# Mounting 4 jaw chuck to rotary table



## Goldigger (May 19, 2011)

I have a little problem, I want to mount a 4 jaw chuck to my vertex HV4 rotary table
But the problem is my rotary table only has 3 t slots, and a 4 jaw chuck has 4 mounting holes. has anyone found a a way of doing this?

Obviously i could buy another rotary table with 4 t slots, but the rotary table i have cost a fair bit.
Plus it is so much better than the Soba table i originally had but took it back to the shop, the soba one was so bad i'm put off buying anything made by soba.

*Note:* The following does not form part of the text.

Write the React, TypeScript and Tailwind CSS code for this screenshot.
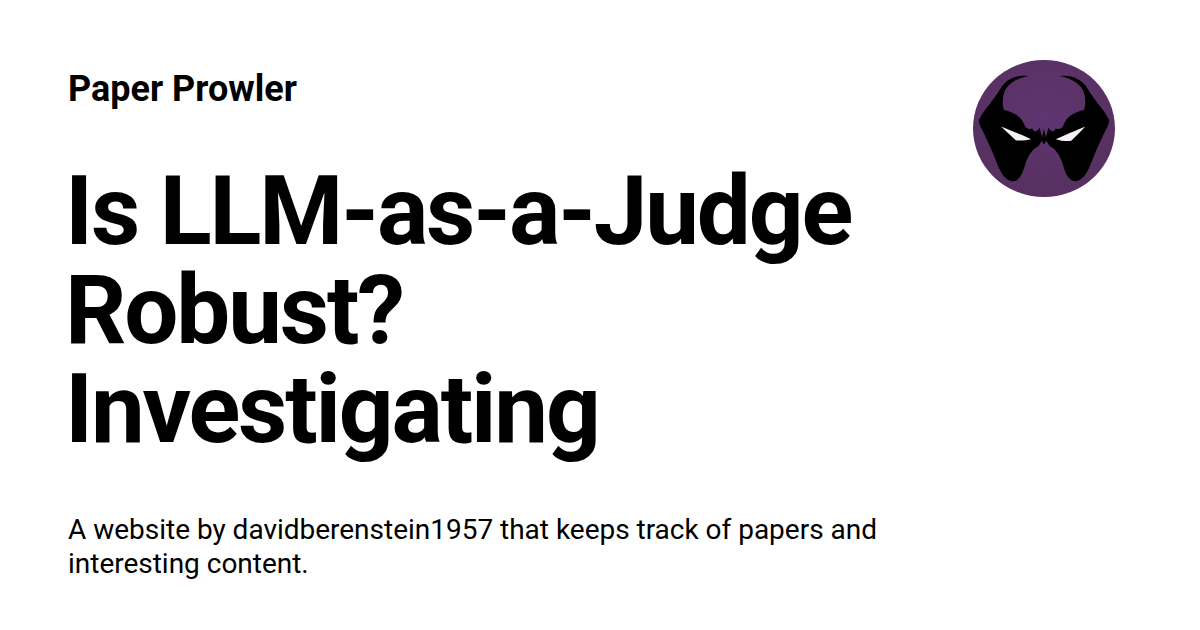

My rotary table has a 2mt centre.


----------



## mzetati (May 19, 2011)

- a plate with 3 drilled holes to engage the t-nuts in the slots, and 4 tapped holes for the bolts from the chuck.
- two more holes in the chuck, 120deg each from one of the already present.

Marcello


----------



## Goldigger (May 19, 2011)

mzetati  said:
			
		

> - a plate with 3 drilled holes to engage the t-nuts in the slots, and 4 tapped holes for the bolts from the chuck.
> - two more holes in the chuck, 120deg each from one of the already present.
> 
> Marcello



Hi Marcello,
I can picture the 3 holes for the t slots and then the 4 tapped holes for the chuck.
please help me out as i cant picture the two holes in the chuck?

Should i make this plate from steel or ali?
Thanks


----------



## Goldigger (May 19, 2011)

I think one of these 100mm lathe back plates might fit the bill, would just need to drill and tap the holes.
http://www.arceurotrade.co.uk/catalogue/Chucks/Lathe-Chuck-Backplates


----------



## mzetati (May 19, 2011)

Goldigger  said:
			
		

> please help me out as i cant picture the two holes in the chuck?



I see Your chuck has through holes, You may use one of them to engage the t-nut in the slot and drill two more to reach the other slots. Not that I'm warmly counseling You into drilling holes a brand new chuck.




			
				Goldigger  said:
			
		

> Should i make this plate from steel or ali?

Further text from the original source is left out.